Task requirements:
The exercise asks you to copy every line below in which "this" appears.
* BEGIN *
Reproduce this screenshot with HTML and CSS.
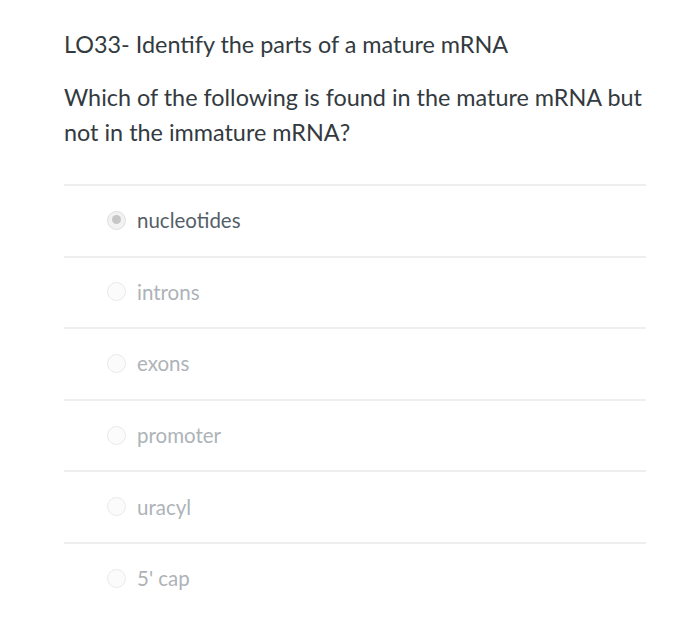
FILE: index.html
```html
<!DOCTYPE html>
<html>
<head>
<meta charset="utf-8">
<link rel="stylesheet" href="styles.css">
</head>
<body>
<div class="quiz">
  <h2 class="title">LO33- Identify the parts of a mature mRNA</h2>
  <p class="question">Which of the following is found in the mature mRNA but not in the immature mRNA?</p>
  <div class="answers">
    <div class="answer selected"><span class="radio"></span><span class="label">nucleotides</span></div>
    <div class="answer"><span class="radio"></span><span class="label">introns</span></div>
    <div class="answer"><span class="radio"></span><span class="label">exons</span></div>
    <div class="answer"><span class="radio"></span><span class="label">promoter</span></div>
    <div class="answer"><span class="radio"></span><span class="label">uracyl</span></div>
    <div class="answer"><span class="radio"></span><span class="label">5' cap</span></div>
  </div>
</div>
</body>
</html>
```

FILE: styles.css
```css
html, body {
  margin: 0;
  padding: 0;
  background: #ffffff;
}
body {
  font-family: Lato, "Open Sans", sans-serif;
  color: #2d3b45;
}
.quiz {
  width: 582px;
  padding: 29px 0 0 64px;
}
.title {
  margin: 0;
  font-size: 23.4px;
  font-weight: 400;
  line-height: 30px;
  color: #333a40;
}
.question {
  margin: 20.5px 0 0 0;
  font-size: 23.4px;
  line-height: 35px;
  color: #333a40;
}
.answers {
  margin-top: 34.5px;
}
.answer {
  display: flex;
  align-items: center;
  height: 71.6px;
  border-top: 2px solid #eceef0;
  box-sizing: border-box;
  padding-left: 44px;
  padding-bottom: 1px;
}
.radio {
  width: 19px;
  height: 19px;
  border-radius: 50%;
  border: 1.5px solid #e8eaec;
  box-sizing: border-box;
  background: #fbfbfb;
  margin-right: 11px;
  margin-left: -1px;
  display: inline-block;
  position: relative;
}
.selected .radio {
  border-color: #dedede;
  background: #f2f2f2;
}
.selected .radio::after {
  content: "";
  position: absolute;
  left: 3.5px;
  top: 3.5px;
  width: 9px;
  height: 9px;
  border-radius: 50%;
  background: #c6c6c6;
}
.label {
  font-size: 20.5px;
  color: #adb3b8;
}
.selected .label {
  color: #555f68;
}
```
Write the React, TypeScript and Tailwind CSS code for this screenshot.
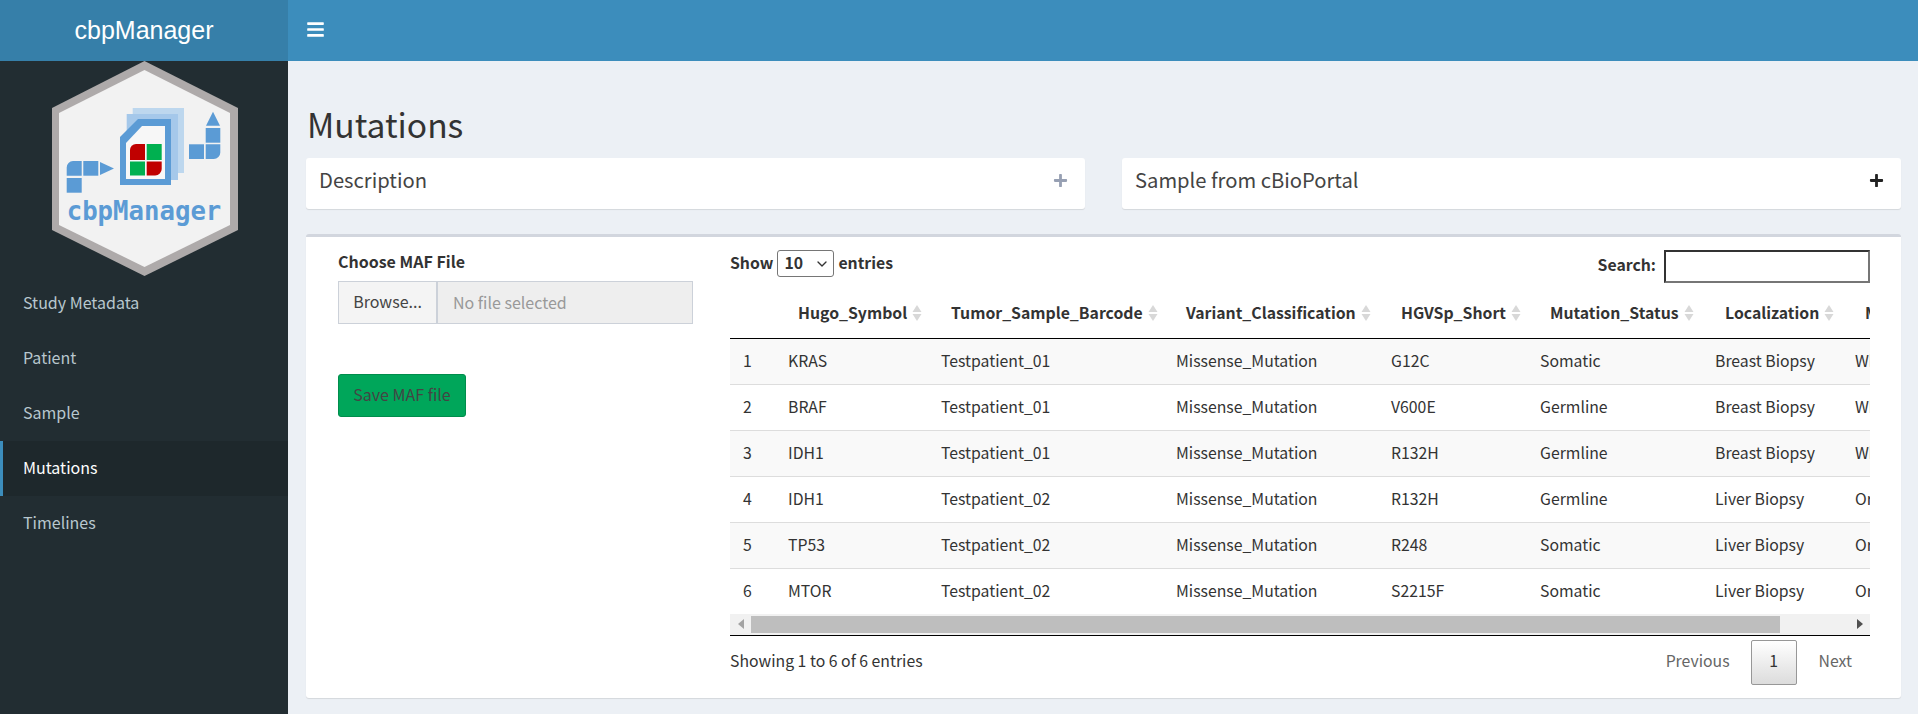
* END *
Task solution:
Reproduce this screenshot with HTML and CSS.
Write the React, TypeScript and Tailwind CSS code for this screenshot.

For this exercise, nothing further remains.